# Set exercise:
Count how many lines hold the string "React". Answer with that number and nothing more.

# Raw data:
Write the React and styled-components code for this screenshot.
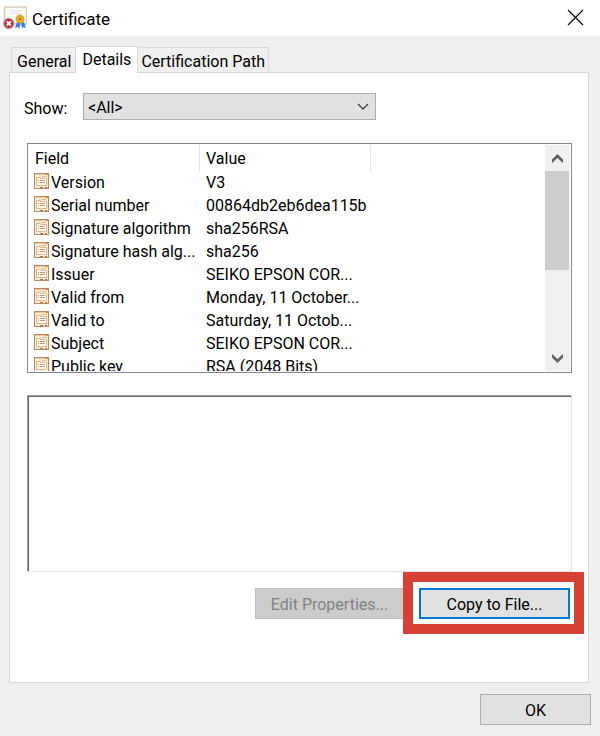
import React, { useCallback, useState } from "react";
import styled, { createGlobalStyle, css } from "styled-components";

const GlobalStyle = createGlobalStyle`
  * {
    box-sizing: border-box;
  }

  body {
    margin: 0;
    background-color: #efefef;
  }

  body,
  button,
  select,
  textarea {
    font-family: Roboto, "Noto Sans", sans-serif;
    font-size: 16px;
    line-height: 23px;
    color: #000;
  }
`;

const Dialog = styled.main`
  display: flex;
  flex-direction: column;
  min-height: 100vh;
`;

const TitleBar = styled.header`
  display: flex;
  align-items: center;
  height: 36px;
  padding: 0 16px 0 3px;
  background-color: #fff;

  h1 {
    flex: 1;
    margin: 0 0 0 5px;
    padding-top: 2px;
    font-size: 17px;
    font-weight: 400;
  }
`;

const CloseButton = styled.button`
  display: flex;
  padding: 0 0 2px;
  border: none;
  background: none;
`;

const Tabs = styled.div`
  display: flex;
  align-items: flex-end;
  padding: 10px 11px 0;
`;

const Tab = styled.button`
  height: 25px;
  padding: ${({ $first }) => ($first ? "2px 4px 0 5px" : "2px 3px 0")};
  border: 1px solid #d9d9d9;
  border-bottom: none;
  border-left-width: ${({ $first }) => ($first ? "1px" : "0")};
  background-color: #efefef;
  white-space: nowrap;

  ${({ $active }) =>
    $active &&
    css`
      height: 27px;
      padding: 0 6px 1px;
      margin-bottom: -1px;
      background-color: #fff;
      z-index: 1;
    `}
`;

const Panel = styled.section`
  display: flex;
  flex-direction: column;
  flex: 1;
  margin: 0 11px 0 9px;
  padding: 20px 16px 48px 17px;
  border: 1px solid #d9d9d9;
  background-color: #fff;
`;

const ShowRow = styled.div`
  display: flex;
  align-items: center;
  margin-left: -3px;

  label {
    width: 59px;
    padding-top: 4px;
  }
`;

const SelectBox = styled.div`
  position: relative;
  width: 293px;

  select {
    display: block;
    width: 100%;
    height: 27px;
    padding: 2px 4px 0;
    border: 1px solid #adadad;
    border-radius: 0;
    background-color: #e1e1e1;
    appearance: none;
  }

  svg {
    position: absolute;
    top: 10px;
    right: 7px;
    pointer-events: none;
  }
`;

const FieldList = styled.div`
  display: flex;
  height: 230px;
  margin-top: 23px;
  padding: 1px;
  border: 1px solid #828790;
  overflow: hidden;
`;

const ListView = styled.div`
  flex: 1;
  min-width: 0;
  overflow: hidden;
`;

const FieldTable = styled.table`
  width: 100%;
  table-layout: fixed;
  border-collapse: separate;
  border-spacing: 0;

  th,
  td {
    height: 23px;
    padding: 0 4px 0 6px;
    font-weight: 400;
    text-align: left;
    white-space: nowrap;
  }

  th {
    height: 26px;
    border-right: 1px solid #e5e5e5;
  }

  th:last-child {
    border-right: none;
  }

  td:first-child {
    padding: 0 2px 0 5px;
  }
`;

const FieldName = styled.div`
  display: flex;
  align-items: center;
  gap: 2px;

  svg {
    flex: none;
    margin-bottom: 3px;
  }
`;

const Scrollbar = styled.div`
  display: flex;
  flex-direction: column;
  width: 25px;
  background-color: #f0f0f0;
`;

const ScrollButton = styled.button`
  display: flex;
  align-items: center;
  justify-content: center;
  height: 26px;
  padding: 0;
  border: none;
  background: none;
`;

const ScrollTrack = styled.div`
  flex: 1;

  div {
    width: 24px;
    height: 99px;
    background-color: #cdcdcd;
  }
`;

const ValueBox = styled.textarea`
  display: block;
  height: 177px;
  margin-top: 22px;
  border: 1px solid #e3e3e3;
  border-top-color: #a0a0a0;
  border-left-color: #a0a0a0;
  box-shadow: inset 1px 1px #696969;
  outline: none;
  resize: none;
`;

const Actions = styled.div`
  display: flex;
  align-items: center;
  justify-content: flex-end;
  margin-right: -12px;
`;

const Button = styled.button`
  width: ${({ $width }) => $width};
  height: 31px;
  padding: 2px 0 0;
  border: ${({ $primary }) => ($primary ? "2px solid #0078d7" : "1px solid #adadad")};
  background-color: #e1e1e1;

  &:disabled {
    border-color: #bfbfbf;
    border-right: none;
    background-color: #ccc;
    color: #838383;
  }
`;

const Highlight = styled.div`
  padding: 6px 4px 5px 6px;
  border: 10px solid #d64035;
  background-color: #fff;
`;

const Footer = styled.footer`
  display: flex;
  justify-content: flex-end;
  padding: 11px 9px;
`;

const FIELDS = [
  { name: "Version", value: "V3" },
  { name: "Serial number", value: "00864db2eb6dea115b" },
  { name: "Signature algorithm", value: "sha256RSA" },
  { name: "Signature hash alg...", value: "sha256" },
  { name: "Issuer", value: "SEIKO EPSON COR..." },
  { name: "Valid from", value: "Monday, 11 October..." },
  { name: "Valid to", value: "Saturday, 11 Octob..." },
  { name: "Subject", value: "SEIKO EPSON COR..." },
  { name: "Public key", value: "RSA (2048 Bits)" },
];

const TABS = ["General", "Details", "Certification Path"];

const CertificateIcon = () => (
  <svg width="24" height="24" viewBox="0 0 24 24" aria-hidden="true">
    <rect x="1.5" y="1" width="22" height="17" fill="#fbfaf5" stroke="#d8cfb9" strokeWidth="1.6" />
    <path d="M6 5h13M8 7.5h9" stroke="#dde0ec" />
    <path d="M14 16l-2 6 3-1 1.5 1.5 1-5.5zM18 17l1 5.5 1.5-1.5 2.5 1-2-6z" fill="#3c7be0" />
    <circle cx="17" cy="13" r="4.4" fill="#dda321" />
    <circle cx="17" cy="13" r="2" fill="#b37a10" stroke="#f2cc60" strokeWidth=".8" />
    <circle cx="5.8" cy="17.5" r="5.1" fill="#c9202f" stroke="#a9a0a2" strokeWidth="1.4" />
    <path d="M3.8 15.5l4 4m0-4l-4 4" stroke="#fff" strokeWidth="2" />
  </svg>
);

const FieldIcon = () => (
  <svg width="15" height="16" viewBox="0 0 15 16" aria-hidden="true">
    <rect x=".5" y=".5" width="14" height="15" fill="#fdebd6" stroke="#b88a63" />
    <path d="M1 1.5h13" stroke="#f8c796" />
    <path d="M12 1.5h1.5M6 14.5h3M11 14.5h2" stroke="#aa7345" />
    <path d="M2.5 4.5h4v1h6v7h-10z" fill="#fffaf2" stroke="#e2b78d" />
    <path d="M7.5 3.5h5" stroke="#e2b78d" />
    <path d="M4 7.5h1m1 0h5M4 9.5h1m1 0h5" stroke="#c99a70" />
  </svg>
);

const ScrollArrow = ({ down }) => (
  <svg width="11" height="9" viewBox="0 0 11 9" aria-hidden="true">
    <path
      d={down ? "M0 0l5.5 5L11 0v3.5L5.5 9 0 3.5z" : "M0 9l5.5-5L11 9V5.5L5.5 0 0 5.5z"}
      fill="#606060"
    />
  </svg>
);

const App = () => {
  const [activeTab, setActiveTab] = useState("Details");

  const onTabClick = useCallback((e) => {
    setActiveTab(e.currentTarget.value);
  }, []);

  return (
    <Dialog>
      <GlobalStyle />
      <TitleBar>
        <CertificateIcon />
        <h1>Certificate</h1>
        <CloseButton aria-label="Close">
          <svg width="17" height="17" viewBox="0 0 17 17" aria-hidden="true">
            <path d="M1 1l15 15M16 1L1 16" stroke="#000" strokeWidth="1.1" />
          </svg>
        </CloseButton>
      </TitleBar>

      <Tabs role="tablist">
        {TABS.map((tab, i) => (
          <Tab
            key={tab}
            role="tab"
            value={tab}
            aria-selected={tab === activeTab}
            $first={i === 0}
            $active={tab === activeTab}
            onClick={onTabClick}
          >
            {tab}
          </Tab>
        ))}
      </Tabs>

      <Panel>
        <ShowRow>
          <label htmlFor="show">Show:</label>
          <SelectBox>
            <select id="show">
              <option>&lt;All&gt;</option>
            </select>
            <svg width="12" height="7" viewBox="0 0 12 7" aria-hidden="true">
              <path d="M1 1l5 5 5-5" fill="none" stroke="#444" strokeWidth="1.3" />
            </svg>
          </SelectBox>
        </ShowRow>

        <FieldList>
          <ListView>
            <FieldTable>
              <colgroup>
                <col width="171" />
                <col width="171" />
                <col />
              </colgroup>
              <thead>
                <tr>
                  <th>Field</th>
                  <th>Value</th>
                  <th />
                </tr>
              </thead>
              <tbody>
                {FIELDS.map(({ name, value }) => (
                  <tr key={name}>
                    <td>
                      <FieldName>
                        <FieldIcon />
                        <span>{name}</span>
                      </FieldName>
                    </td>
                    <td>{value}</td>
                    <td />
                  </tr>
                ))}
              </tbody>
            </FieldTable>
          </ListView>
          <Scrollbar>
            <ScrollButton aria-label="Scroll up">
              <ScrollArrow />
            </ScrollButton>
            <ScrollTrack>
              <div />
            </ScrollTrack>
            <ScrollButton aria-label="Scroll down">
              <ScrollArrow down />
            </ScrollButton>
          </Scrollbar>
        </FieldList>

        <ValueBox aria-label="Field value" readOnly />

        <Actions>
          <Button $width="148px" disabled>
            Edit Properties...
          </Button>
          <Highlight>
            <Button $width="151px" $primary>
              Copy to File...
            </Button>
          </Highlight>
        </Actions>
      </Panel>

      <Footer>
        <Button $width="111px">OK</Button>
      </Footer>
    </Dialog>
  );
};

export default App;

# Answer:
2